In the entries below, find every line holding the string "that" and collect it.

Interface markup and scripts
···
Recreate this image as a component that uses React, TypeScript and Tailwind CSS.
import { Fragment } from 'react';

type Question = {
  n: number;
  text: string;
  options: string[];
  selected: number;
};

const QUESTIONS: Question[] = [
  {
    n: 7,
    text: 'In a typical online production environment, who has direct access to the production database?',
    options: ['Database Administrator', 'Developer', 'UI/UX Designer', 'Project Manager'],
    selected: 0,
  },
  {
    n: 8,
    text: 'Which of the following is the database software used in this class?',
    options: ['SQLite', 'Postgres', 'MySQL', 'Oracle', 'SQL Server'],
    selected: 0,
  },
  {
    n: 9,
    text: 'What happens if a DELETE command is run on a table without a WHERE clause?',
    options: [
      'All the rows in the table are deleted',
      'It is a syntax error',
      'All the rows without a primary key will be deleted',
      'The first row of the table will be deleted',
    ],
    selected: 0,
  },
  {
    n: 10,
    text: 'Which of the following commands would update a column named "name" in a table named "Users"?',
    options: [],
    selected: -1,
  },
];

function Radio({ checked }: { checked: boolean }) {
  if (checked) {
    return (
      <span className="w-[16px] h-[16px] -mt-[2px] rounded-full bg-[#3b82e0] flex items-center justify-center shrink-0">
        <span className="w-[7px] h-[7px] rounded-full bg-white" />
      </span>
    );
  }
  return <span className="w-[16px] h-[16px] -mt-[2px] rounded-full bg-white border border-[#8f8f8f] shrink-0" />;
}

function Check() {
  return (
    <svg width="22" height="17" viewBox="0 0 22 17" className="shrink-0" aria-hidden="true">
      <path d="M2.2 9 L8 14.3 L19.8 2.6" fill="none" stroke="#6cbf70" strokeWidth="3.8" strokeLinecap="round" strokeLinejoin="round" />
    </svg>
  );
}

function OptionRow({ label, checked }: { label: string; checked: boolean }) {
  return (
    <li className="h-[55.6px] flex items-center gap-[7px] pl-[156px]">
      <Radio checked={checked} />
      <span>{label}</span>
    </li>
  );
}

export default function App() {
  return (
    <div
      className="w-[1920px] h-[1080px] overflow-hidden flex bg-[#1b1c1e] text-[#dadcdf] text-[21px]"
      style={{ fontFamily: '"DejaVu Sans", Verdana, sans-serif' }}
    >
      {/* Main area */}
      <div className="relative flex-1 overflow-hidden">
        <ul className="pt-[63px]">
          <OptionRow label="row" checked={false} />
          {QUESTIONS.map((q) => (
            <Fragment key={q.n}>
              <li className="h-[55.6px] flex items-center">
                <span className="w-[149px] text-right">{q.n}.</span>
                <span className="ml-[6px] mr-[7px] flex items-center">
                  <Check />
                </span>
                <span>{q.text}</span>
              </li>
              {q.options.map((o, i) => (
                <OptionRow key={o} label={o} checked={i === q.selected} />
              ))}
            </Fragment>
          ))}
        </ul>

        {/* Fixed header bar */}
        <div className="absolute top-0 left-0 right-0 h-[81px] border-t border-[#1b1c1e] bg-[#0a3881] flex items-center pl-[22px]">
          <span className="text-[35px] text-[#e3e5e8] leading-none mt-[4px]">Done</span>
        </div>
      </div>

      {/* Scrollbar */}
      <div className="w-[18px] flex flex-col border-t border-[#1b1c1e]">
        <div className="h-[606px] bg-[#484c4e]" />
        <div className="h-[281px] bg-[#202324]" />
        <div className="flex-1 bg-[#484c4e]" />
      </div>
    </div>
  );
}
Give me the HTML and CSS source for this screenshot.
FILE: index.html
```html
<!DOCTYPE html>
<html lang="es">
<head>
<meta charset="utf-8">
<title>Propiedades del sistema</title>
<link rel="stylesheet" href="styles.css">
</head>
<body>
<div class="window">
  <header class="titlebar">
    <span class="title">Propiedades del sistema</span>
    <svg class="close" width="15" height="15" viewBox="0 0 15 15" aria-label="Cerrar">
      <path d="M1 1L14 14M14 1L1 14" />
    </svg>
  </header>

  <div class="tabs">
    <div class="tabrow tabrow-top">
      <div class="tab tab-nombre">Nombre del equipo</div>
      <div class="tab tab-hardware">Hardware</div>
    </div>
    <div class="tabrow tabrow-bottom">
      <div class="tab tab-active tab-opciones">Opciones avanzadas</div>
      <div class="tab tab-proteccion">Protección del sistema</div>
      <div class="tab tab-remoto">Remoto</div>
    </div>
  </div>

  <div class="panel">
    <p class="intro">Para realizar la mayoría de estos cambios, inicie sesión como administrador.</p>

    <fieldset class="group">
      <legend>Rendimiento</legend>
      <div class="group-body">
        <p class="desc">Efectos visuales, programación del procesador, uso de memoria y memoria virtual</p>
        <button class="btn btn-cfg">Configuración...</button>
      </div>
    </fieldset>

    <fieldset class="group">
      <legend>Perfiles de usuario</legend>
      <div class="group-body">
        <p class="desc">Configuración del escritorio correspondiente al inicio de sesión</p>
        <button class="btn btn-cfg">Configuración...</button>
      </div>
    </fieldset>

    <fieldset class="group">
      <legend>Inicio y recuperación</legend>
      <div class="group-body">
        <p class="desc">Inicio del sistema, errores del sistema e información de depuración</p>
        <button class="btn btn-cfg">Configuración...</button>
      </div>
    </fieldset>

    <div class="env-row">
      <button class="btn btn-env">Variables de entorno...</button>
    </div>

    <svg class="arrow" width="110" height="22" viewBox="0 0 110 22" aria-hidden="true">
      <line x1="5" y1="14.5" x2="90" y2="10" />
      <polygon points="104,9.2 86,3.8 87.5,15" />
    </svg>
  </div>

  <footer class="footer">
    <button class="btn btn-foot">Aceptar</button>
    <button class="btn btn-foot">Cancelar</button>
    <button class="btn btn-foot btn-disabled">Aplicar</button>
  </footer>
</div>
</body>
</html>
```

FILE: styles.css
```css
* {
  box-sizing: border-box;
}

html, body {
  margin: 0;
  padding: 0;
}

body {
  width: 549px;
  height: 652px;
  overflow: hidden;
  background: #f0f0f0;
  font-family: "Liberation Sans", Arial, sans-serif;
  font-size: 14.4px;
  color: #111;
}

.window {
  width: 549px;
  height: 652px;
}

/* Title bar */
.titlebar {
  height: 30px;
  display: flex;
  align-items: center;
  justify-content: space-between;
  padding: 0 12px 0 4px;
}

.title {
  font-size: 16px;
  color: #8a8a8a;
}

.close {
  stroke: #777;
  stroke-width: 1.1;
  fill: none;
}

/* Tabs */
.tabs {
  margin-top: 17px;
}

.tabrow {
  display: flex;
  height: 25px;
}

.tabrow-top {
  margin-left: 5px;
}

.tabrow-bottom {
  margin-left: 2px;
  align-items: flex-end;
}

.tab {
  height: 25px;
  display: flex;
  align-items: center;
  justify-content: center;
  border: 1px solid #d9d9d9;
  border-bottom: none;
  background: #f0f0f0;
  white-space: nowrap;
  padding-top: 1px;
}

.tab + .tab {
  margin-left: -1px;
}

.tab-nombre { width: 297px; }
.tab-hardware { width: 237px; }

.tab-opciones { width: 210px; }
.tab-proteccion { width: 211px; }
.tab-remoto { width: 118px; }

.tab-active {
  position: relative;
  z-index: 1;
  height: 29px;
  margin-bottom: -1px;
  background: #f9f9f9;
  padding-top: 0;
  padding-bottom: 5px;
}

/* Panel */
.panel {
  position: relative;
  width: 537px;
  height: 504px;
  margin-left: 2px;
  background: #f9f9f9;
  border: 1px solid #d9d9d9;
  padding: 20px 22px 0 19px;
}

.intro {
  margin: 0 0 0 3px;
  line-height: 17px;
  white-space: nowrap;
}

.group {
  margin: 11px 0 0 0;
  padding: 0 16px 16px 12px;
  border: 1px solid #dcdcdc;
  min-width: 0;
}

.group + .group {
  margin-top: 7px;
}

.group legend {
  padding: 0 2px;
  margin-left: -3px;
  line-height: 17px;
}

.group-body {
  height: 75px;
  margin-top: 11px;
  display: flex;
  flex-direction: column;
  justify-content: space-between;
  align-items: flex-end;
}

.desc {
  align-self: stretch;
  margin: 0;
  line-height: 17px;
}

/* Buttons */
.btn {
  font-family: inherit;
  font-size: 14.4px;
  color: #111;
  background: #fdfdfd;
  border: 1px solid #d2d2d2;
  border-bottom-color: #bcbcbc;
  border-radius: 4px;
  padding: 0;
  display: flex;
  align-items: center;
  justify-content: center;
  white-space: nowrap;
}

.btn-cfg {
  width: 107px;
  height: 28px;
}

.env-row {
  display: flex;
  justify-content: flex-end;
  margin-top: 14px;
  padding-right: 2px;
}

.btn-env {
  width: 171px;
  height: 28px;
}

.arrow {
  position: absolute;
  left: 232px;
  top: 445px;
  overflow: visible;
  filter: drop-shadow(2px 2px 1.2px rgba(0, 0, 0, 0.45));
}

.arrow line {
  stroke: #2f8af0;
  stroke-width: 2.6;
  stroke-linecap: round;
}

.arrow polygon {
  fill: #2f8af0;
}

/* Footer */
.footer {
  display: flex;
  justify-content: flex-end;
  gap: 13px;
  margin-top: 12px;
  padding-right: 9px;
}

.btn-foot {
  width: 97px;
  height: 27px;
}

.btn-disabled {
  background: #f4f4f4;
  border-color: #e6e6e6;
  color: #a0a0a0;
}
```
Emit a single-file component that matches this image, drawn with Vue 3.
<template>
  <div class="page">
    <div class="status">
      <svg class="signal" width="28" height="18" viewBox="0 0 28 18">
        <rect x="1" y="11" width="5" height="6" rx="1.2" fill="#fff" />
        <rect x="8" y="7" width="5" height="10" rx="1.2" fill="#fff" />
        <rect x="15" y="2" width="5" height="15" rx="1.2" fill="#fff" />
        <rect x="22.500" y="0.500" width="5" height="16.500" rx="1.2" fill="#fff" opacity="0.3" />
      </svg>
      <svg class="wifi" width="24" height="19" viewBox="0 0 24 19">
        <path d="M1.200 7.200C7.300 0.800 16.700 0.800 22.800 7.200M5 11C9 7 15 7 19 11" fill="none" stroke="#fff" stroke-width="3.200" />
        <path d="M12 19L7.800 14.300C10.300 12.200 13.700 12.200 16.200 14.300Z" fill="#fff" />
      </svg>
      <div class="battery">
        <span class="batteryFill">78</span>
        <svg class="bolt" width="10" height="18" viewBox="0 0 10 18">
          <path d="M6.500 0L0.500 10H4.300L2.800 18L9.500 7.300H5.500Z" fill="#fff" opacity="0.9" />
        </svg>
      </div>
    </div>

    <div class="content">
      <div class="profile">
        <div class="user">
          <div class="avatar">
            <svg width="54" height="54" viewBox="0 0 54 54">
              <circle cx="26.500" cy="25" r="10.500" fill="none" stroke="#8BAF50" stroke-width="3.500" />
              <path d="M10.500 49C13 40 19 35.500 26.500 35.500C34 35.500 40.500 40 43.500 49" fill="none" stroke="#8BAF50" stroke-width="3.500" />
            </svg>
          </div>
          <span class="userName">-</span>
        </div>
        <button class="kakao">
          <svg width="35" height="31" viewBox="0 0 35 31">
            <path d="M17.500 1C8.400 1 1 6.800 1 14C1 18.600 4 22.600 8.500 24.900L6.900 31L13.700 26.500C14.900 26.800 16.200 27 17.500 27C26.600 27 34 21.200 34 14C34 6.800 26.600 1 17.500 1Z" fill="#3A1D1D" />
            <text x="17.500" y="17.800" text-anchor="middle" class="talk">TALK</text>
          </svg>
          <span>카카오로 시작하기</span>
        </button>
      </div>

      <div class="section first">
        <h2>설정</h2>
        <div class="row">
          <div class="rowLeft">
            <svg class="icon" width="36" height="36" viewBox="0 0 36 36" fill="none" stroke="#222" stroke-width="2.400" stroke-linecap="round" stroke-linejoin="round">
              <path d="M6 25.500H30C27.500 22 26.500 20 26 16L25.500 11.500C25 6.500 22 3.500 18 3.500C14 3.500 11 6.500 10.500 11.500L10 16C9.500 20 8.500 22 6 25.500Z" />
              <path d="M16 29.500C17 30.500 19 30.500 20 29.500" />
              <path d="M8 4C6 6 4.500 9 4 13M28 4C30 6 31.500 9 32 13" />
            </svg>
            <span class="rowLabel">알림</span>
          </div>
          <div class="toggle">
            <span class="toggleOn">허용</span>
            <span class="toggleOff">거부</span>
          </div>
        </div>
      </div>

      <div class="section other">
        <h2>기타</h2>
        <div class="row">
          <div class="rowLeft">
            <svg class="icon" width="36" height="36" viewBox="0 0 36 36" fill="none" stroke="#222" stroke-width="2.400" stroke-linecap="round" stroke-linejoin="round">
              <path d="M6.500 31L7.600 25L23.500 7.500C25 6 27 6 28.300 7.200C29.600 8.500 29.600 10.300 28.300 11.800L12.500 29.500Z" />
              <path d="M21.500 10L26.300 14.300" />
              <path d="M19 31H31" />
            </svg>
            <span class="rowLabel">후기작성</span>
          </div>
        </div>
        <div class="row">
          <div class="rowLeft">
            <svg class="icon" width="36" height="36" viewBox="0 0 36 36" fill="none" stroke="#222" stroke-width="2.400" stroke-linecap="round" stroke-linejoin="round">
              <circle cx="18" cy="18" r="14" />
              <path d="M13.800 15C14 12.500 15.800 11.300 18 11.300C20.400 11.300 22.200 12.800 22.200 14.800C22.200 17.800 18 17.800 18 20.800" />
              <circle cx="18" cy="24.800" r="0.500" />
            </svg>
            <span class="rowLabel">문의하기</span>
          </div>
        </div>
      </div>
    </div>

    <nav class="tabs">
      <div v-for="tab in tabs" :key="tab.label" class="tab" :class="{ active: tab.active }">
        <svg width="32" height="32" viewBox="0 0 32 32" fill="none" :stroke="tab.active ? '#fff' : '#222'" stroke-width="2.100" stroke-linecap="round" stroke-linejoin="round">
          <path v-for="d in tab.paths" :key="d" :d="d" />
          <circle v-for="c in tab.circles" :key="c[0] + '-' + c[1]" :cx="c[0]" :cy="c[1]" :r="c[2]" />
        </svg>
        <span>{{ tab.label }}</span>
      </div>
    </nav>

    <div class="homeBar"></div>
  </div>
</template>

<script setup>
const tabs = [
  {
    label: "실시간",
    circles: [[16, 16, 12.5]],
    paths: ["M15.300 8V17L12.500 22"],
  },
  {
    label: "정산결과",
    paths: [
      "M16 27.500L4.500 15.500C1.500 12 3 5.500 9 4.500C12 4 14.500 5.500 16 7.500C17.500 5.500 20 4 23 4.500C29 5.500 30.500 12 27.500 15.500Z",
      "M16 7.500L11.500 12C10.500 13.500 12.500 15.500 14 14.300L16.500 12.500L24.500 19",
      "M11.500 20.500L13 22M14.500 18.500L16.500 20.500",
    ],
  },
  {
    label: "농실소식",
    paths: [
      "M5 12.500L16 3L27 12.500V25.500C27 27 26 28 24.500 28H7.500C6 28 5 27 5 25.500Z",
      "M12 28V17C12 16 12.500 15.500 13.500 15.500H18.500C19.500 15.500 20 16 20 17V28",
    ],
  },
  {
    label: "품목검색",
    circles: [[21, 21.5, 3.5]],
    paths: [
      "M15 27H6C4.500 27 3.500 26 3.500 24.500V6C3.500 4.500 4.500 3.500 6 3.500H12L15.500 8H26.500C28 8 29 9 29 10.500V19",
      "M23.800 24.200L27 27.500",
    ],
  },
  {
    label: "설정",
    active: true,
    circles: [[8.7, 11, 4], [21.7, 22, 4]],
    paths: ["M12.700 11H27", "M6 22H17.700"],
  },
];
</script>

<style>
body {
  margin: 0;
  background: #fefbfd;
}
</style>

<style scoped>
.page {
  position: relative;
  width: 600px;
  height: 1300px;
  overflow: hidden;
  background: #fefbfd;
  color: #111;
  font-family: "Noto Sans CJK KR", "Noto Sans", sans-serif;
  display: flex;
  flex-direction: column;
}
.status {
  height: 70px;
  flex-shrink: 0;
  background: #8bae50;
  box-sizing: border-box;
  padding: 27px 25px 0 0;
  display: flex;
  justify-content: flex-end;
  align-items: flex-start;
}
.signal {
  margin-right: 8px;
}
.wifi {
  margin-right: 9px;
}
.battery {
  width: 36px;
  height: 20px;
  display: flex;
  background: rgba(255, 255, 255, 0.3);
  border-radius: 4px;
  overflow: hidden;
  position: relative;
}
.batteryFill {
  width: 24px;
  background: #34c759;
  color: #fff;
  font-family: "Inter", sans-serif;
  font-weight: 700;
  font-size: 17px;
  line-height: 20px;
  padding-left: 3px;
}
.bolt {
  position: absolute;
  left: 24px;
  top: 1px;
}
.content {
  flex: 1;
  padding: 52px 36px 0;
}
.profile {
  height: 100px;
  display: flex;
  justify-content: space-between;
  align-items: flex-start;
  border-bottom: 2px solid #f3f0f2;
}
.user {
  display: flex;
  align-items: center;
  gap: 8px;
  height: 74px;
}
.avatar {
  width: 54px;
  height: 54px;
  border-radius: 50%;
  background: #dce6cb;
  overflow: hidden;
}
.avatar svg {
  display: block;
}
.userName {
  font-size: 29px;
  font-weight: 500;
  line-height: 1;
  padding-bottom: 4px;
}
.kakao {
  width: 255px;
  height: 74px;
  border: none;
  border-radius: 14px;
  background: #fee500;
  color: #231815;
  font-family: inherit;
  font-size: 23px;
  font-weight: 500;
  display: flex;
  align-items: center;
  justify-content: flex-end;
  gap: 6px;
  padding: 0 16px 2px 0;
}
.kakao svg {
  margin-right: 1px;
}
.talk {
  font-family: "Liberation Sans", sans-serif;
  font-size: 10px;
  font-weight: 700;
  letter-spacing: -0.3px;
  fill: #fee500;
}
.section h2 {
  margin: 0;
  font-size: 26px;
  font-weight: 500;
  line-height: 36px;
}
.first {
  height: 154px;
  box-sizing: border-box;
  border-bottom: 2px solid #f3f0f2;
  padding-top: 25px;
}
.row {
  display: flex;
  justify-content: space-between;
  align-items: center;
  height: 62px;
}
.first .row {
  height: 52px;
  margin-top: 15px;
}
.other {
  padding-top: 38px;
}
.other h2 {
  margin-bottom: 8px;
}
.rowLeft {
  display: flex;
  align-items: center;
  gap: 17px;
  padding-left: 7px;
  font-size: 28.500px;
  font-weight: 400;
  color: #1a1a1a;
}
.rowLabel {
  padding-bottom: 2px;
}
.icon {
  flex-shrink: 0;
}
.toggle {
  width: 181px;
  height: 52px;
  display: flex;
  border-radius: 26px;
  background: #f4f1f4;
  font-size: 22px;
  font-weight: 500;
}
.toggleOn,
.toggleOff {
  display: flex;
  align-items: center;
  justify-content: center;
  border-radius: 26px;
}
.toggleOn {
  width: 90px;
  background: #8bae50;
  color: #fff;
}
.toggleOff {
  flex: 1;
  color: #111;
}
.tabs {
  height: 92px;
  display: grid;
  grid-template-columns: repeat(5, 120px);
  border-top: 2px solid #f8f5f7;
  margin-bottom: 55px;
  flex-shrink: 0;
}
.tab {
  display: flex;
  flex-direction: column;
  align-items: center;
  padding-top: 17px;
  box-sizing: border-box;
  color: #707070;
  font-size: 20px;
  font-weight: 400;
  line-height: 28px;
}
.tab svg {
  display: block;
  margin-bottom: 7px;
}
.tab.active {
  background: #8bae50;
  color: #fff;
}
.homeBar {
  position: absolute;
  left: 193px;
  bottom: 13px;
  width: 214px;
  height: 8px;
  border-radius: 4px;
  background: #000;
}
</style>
···
* Completed exercise:
Recreate this image as a component that uses React, TypeScript and Tailwind CSS.
Emit a single-file component that matches this image, drawn with Vue 3.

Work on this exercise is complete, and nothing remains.